» **Supplied data**:
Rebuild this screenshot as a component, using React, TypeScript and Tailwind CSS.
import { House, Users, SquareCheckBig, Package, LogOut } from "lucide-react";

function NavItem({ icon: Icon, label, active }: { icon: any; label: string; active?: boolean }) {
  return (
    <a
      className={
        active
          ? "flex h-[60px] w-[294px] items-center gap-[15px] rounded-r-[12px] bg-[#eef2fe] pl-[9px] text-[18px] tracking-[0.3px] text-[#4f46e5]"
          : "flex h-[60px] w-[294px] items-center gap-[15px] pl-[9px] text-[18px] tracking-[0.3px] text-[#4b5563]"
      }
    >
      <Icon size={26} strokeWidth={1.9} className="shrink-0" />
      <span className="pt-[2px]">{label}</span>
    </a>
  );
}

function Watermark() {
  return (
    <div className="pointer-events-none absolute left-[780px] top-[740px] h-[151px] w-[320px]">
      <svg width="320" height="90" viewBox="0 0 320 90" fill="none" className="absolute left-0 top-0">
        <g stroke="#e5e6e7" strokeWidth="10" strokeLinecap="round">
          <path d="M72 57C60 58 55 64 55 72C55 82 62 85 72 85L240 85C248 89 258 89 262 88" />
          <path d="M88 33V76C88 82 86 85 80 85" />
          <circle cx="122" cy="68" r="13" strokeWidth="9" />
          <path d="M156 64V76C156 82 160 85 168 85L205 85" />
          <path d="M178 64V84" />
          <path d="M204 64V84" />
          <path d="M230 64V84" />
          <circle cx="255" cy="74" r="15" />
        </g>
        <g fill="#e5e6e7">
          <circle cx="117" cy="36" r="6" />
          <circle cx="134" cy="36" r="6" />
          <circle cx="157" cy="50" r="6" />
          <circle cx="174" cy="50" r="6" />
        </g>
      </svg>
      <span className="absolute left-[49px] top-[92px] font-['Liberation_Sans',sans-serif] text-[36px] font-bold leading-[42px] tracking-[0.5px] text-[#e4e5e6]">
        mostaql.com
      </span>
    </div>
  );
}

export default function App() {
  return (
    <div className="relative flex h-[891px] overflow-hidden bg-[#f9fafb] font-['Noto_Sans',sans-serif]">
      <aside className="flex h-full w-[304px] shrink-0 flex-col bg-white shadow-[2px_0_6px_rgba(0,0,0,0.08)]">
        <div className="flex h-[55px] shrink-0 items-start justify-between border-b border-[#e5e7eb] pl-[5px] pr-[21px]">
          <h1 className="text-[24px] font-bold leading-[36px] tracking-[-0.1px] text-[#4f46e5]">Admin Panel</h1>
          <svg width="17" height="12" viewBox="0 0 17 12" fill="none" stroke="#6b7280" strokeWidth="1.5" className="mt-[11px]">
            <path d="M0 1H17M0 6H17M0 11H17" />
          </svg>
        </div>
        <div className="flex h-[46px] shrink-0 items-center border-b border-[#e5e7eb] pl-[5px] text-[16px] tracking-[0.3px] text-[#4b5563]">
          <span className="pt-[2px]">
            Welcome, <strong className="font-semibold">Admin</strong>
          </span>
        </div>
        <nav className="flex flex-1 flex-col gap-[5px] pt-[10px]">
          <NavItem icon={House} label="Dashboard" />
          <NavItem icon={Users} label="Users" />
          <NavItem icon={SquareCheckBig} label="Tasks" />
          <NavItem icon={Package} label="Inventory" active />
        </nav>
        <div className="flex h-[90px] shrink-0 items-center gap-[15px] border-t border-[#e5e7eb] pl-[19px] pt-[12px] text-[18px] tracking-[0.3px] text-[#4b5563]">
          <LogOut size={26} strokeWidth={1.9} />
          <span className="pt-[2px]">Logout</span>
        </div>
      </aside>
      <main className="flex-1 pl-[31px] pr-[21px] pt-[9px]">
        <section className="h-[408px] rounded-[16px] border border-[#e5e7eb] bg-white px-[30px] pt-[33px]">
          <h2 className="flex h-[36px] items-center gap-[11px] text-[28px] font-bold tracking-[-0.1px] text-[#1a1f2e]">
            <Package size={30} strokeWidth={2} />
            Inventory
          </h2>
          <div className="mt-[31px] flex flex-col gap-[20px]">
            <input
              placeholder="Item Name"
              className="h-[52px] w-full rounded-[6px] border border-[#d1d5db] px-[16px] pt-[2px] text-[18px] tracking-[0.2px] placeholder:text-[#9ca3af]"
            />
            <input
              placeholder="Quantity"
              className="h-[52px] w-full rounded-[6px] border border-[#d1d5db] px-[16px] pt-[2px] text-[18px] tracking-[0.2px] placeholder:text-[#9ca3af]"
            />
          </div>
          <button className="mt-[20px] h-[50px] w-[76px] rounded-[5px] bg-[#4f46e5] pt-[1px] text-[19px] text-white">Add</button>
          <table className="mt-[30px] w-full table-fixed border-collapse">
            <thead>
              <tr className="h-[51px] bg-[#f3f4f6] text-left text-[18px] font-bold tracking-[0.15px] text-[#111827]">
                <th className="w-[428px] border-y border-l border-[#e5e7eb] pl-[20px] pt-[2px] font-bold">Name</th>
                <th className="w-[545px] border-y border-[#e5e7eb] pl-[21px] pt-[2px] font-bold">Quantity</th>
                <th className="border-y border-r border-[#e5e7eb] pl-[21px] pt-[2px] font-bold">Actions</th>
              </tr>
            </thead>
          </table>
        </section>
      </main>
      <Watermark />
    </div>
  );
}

--

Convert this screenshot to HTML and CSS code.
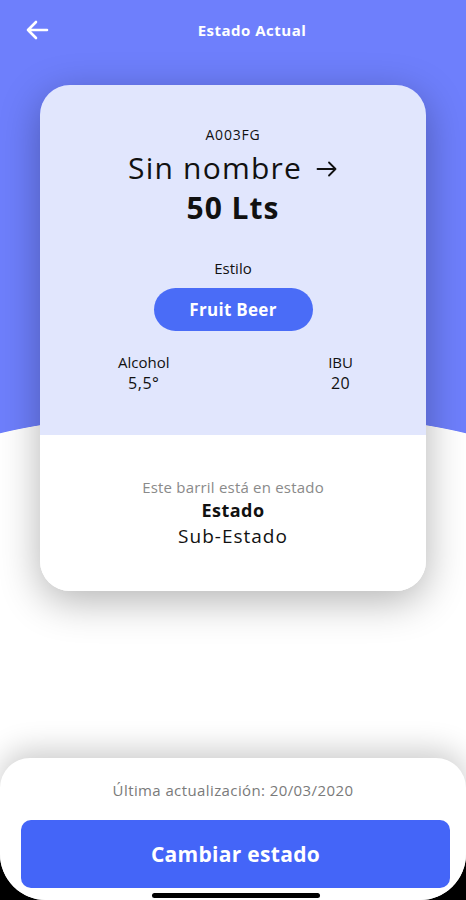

» **What is being asked**:
Above are some lines. Repeat exactly, and only, those from the line that has "Rebuild this screenshot" through the line that has "SquareCheckBig, Package, LogOut".

» **Final answer**:
Rebuild this screenshot as a component, using React, TypeScript and Tailwind CSS.
import { House, Users, SquareCheckBig, Package, LogOut } from "lucide-react";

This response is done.